Kindergarten Identity Crisis

Puff and the milkman_2

I attended kindergarten in Mexico City, where I lived  with my mother. She had originally moved to Mexico, she claimed later, because it was easier to live off my father’s army check there. When the checks stopped coming a year later, she had to go to work. She managed to get a job teaching first grade at “Escuela Moderna Americana”, a private, allegedly bilingual grade school. As a teacher’s kid I attended for free.

I loved school. I loved Dick and Jane, and especially Puff, sneaking onto the milk wagon. I loved the pristine large coloring books in which we did our first writing exercises. I loved the smell and feel of crayons; the fat ones.
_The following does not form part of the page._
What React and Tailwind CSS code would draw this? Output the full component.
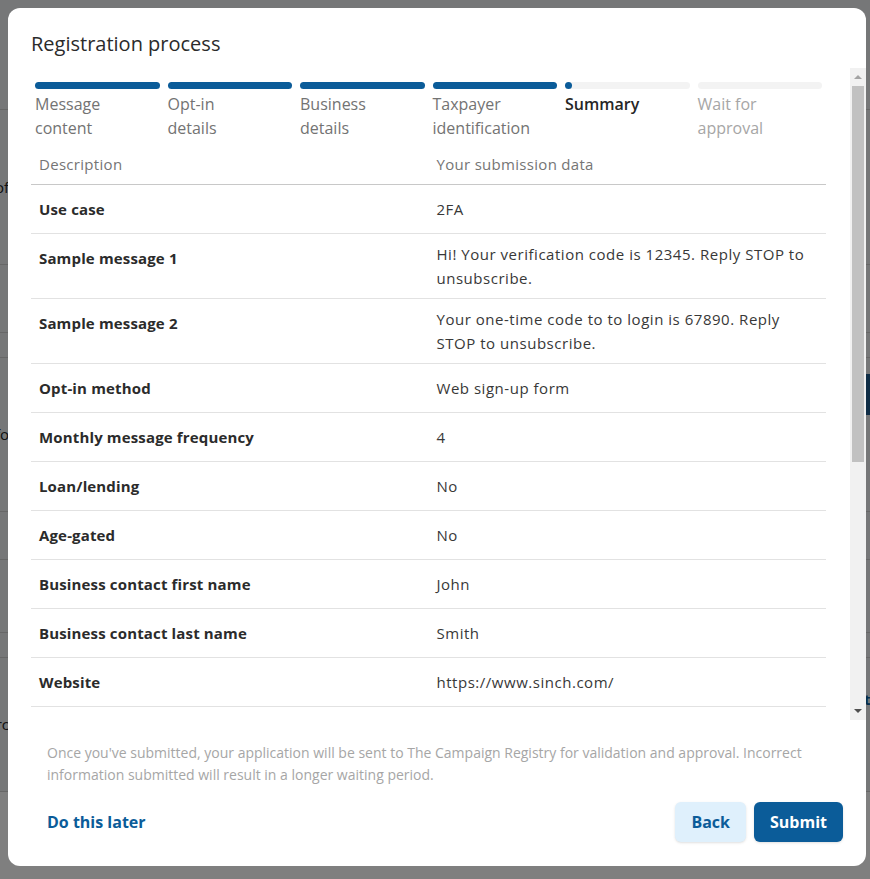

As part of our “bilingual” education, we had a short lunch-time ritual. The teacher would hand out little triangular, crustless white bread sandwiches, and ask, in heavily accented English: “What are we having for lunch today?” In the same heavy accent, the students would dutifully reply: “We are having sandwiches.”

I was, of course, completely bilingual by this time, having spent my first four years in the U.S. and now a year in Mexico. But I wanted to blend in with the other kids, so I sing-songed the answer along with everyone else in my fake-Mexican accent.

One day I suddenly got inspired. I would still fit in, but I would also show off my extra knowledge and be special. “We are having sandwiches”, I piped along, then added to a silent room: “of cheese”.

The problem, I realized when the class broke out in giggles, is that “cheese” pronounced in Spanish is “chis”, (rhymes with “lease”), and this happens to be a slang word for urine, along the lines of “pee”.

I smile now as I think of it, but, obviously, I haven’t forgotten it. My mortification was complete.

This experience turned out to be a harbinger of many to come. My entire life I have tried, sometimes successfully, to fit in to society, and my entire life I have tried to shine via my intelligence, with mixed results.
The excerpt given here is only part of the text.